Extract each line of the records below that contains the word "page".

- [DATA RECORDS]
┌──

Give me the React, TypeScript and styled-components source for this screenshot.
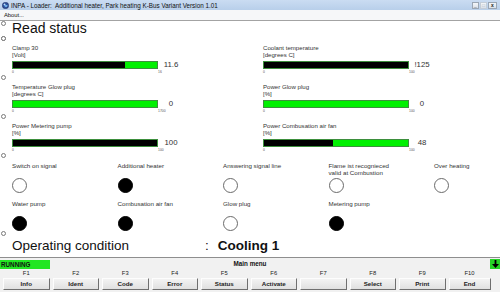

└──
┌──

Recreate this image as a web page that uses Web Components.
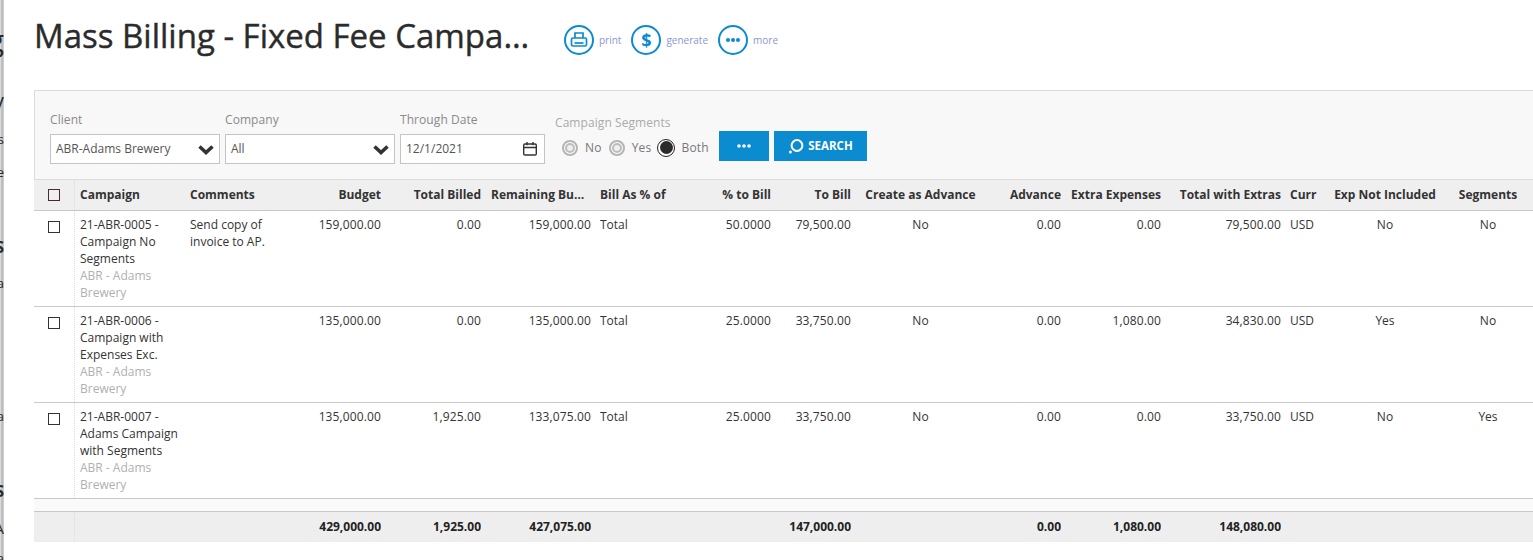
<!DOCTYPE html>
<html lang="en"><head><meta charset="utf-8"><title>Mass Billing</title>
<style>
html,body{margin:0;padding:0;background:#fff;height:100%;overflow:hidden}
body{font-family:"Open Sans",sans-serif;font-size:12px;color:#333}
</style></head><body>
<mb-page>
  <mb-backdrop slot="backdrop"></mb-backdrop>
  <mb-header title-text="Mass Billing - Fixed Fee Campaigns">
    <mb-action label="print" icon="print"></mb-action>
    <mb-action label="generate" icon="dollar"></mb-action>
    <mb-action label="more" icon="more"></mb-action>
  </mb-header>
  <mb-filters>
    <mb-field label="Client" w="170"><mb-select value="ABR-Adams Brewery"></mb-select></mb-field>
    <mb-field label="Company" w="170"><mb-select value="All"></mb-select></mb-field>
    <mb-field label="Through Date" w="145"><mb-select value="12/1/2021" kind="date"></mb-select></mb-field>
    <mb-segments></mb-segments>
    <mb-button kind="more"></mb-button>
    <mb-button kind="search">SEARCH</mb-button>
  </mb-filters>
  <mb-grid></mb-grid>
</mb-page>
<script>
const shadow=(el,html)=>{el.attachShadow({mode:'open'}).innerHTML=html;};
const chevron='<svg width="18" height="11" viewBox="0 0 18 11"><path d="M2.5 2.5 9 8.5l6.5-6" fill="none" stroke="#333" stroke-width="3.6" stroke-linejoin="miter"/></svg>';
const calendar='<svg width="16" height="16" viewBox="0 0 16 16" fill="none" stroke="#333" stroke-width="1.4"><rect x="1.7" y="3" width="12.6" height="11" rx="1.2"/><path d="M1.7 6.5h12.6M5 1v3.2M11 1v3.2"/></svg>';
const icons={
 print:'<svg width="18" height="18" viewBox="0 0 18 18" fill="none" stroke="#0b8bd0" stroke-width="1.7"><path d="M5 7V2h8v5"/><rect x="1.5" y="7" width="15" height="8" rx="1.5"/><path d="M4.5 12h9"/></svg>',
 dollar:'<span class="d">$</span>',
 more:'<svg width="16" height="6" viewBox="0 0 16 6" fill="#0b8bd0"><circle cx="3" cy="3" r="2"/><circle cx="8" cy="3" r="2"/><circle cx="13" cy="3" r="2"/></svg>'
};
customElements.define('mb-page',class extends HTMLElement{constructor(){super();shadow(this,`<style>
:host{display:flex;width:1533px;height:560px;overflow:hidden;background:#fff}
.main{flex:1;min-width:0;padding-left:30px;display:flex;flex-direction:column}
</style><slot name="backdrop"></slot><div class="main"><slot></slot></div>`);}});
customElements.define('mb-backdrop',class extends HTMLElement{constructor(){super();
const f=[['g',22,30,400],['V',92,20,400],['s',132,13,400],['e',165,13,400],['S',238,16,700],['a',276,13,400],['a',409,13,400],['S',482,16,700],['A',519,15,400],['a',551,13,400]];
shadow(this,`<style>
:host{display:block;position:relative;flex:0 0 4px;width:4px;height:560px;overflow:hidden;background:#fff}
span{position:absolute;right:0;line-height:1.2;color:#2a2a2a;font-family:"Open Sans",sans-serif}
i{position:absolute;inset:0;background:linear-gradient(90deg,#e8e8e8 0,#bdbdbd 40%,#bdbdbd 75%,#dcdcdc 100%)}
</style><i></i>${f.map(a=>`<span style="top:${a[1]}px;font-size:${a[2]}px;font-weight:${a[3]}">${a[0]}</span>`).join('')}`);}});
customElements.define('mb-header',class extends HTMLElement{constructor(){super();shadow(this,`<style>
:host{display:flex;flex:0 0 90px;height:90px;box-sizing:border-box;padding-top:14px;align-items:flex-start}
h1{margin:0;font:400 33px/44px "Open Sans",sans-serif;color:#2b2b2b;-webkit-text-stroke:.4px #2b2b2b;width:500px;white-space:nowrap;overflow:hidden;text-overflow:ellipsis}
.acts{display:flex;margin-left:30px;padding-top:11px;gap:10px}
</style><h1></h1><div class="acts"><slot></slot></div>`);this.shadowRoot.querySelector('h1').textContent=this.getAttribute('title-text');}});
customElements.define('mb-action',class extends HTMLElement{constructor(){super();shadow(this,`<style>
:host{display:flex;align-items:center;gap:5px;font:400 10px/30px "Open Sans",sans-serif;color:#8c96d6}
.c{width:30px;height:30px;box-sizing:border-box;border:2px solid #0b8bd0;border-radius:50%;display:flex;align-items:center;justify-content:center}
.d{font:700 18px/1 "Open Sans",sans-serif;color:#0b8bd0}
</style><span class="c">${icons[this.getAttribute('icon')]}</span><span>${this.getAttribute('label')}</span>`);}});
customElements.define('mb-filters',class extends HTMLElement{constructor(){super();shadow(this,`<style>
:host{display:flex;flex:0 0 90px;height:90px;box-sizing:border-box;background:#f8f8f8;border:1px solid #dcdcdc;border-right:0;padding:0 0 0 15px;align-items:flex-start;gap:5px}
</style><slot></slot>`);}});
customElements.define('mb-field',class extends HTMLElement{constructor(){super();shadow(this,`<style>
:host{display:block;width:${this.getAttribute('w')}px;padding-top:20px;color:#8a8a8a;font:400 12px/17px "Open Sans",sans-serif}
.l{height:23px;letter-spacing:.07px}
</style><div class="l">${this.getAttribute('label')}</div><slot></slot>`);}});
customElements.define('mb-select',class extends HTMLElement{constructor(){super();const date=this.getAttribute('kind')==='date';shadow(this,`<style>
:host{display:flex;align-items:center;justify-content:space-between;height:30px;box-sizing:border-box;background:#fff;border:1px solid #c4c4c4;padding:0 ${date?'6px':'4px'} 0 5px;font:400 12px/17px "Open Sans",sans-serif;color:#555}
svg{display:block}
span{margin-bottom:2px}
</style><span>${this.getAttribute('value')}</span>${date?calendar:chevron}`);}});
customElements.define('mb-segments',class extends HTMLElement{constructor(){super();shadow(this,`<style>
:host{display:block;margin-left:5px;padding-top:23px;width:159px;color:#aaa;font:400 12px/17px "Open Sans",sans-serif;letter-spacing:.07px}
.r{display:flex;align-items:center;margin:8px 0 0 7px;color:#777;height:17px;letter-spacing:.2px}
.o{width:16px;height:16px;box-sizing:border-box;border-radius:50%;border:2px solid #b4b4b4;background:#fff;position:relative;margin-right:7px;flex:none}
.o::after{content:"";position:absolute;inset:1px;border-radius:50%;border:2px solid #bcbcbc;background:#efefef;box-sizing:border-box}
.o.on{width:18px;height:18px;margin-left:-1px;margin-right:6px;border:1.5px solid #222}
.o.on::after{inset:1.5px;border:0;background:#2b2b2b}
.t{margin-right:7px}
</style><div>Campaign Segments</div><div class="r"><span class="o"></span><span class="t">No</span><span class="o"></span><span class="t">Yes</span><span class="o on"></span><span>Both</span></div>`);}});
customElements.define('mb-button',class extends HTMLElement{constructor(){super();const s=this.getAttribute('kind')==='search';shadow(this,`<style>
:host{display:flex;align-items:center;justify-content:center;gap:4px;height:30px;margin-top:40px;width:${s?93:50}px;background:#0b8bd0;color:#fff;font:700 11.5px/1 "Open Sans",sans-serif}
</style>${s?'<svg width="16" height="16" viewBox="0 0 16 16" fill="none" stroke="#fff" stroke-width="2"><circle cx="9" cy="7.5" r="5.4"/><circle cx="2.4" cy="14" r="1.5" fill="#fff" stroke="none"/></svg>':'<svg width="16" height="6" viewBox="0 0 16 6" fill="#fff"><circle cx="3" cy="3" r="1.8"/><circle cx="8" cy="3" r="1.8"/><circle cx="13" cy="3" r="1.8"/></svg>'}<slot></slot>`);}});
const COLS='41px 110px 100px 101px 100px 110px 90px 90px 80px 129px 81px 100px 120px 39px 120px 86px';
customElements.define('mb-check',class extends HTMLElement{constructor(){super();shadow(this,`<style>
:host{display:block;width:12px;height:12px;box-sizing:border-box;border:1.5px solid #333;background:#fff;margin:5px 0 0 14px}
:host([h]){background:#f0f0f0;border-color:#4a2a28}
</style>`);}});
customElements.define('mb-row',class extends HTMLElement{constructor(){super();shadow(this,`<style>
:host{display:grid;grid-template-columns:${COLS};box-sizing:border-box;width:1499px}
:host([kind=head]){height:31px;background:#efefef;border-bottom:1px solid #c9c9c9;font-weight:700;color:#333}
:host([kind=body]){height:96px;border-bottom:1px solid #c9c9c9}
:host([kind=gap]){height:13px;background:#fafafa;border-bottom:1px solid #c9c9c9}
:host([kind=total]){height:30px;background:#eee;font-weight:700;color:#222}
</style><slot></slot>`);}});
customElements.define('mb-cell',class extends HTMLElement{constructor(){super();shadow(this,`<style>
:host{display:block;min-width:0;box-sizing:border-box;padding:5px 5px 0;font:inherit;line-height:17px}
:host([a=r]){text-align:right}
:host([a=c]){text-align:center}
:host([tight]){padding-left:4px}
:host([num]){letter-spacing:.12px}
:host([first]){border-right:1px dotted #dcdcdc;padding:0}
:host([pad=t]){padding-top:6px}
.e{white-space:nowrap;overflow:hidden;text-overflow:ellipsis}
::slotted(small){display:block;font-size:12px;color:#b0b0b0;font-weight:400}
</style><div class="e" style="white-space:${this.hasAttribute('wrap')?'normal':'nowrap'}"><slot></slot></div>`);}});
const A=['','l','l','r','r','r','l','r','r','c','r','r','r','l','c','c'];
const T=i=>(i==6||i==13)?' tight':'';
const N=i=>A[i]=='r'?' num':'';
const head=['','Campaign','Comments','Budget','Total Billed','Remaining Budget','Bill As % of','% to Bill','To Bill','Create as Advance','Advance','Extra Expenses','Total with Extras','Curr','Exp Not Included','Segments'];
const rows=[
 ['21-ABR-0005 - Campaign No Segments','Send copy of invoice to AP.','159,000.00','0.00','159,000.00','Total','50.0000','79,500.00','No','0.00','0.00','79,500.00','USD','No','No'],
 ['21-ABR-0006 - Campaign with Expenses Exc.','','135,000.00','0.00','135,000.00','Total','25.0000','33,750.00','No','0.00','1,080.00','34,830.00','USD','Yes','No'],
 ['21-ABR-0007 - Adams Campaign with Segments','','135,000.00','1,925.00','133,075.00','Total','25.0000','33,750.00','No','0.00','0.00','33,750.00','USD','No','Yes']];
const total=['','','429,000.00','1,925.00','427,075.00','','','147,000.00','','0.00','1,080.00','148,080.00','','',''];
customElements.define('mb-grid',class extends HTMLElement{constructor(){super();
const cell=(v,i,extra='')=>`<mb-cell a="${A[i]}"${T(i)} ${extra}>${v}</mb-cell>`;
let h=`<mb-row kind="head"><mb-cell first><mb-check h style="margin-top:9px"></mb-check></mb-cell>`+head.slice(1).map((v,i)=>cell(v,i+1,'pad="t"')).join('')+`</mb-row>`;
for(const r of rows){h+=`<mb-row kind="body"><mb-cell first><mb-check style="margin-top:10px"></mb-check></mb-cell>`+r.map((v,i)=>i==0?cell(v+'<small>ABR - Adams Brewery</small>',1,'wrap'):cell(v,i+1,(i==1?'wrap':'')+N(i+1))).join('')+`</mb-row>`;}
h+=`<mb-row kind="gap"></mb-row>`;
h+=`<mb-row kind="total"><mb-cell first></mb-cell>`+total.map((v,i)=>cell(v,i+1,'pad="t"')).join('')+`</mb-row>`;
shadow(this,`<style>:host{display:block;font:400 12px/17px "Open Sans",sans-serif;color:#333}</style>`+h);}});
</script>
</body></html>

└──

- [EXERCISE RESPONSE]
Recreate this image as a web page that uses Web Components.
<mb-page>
</mb-page>
customElements.define('mb-page',class extends HTMLElement{constructor(){super();shadow(this,`<style>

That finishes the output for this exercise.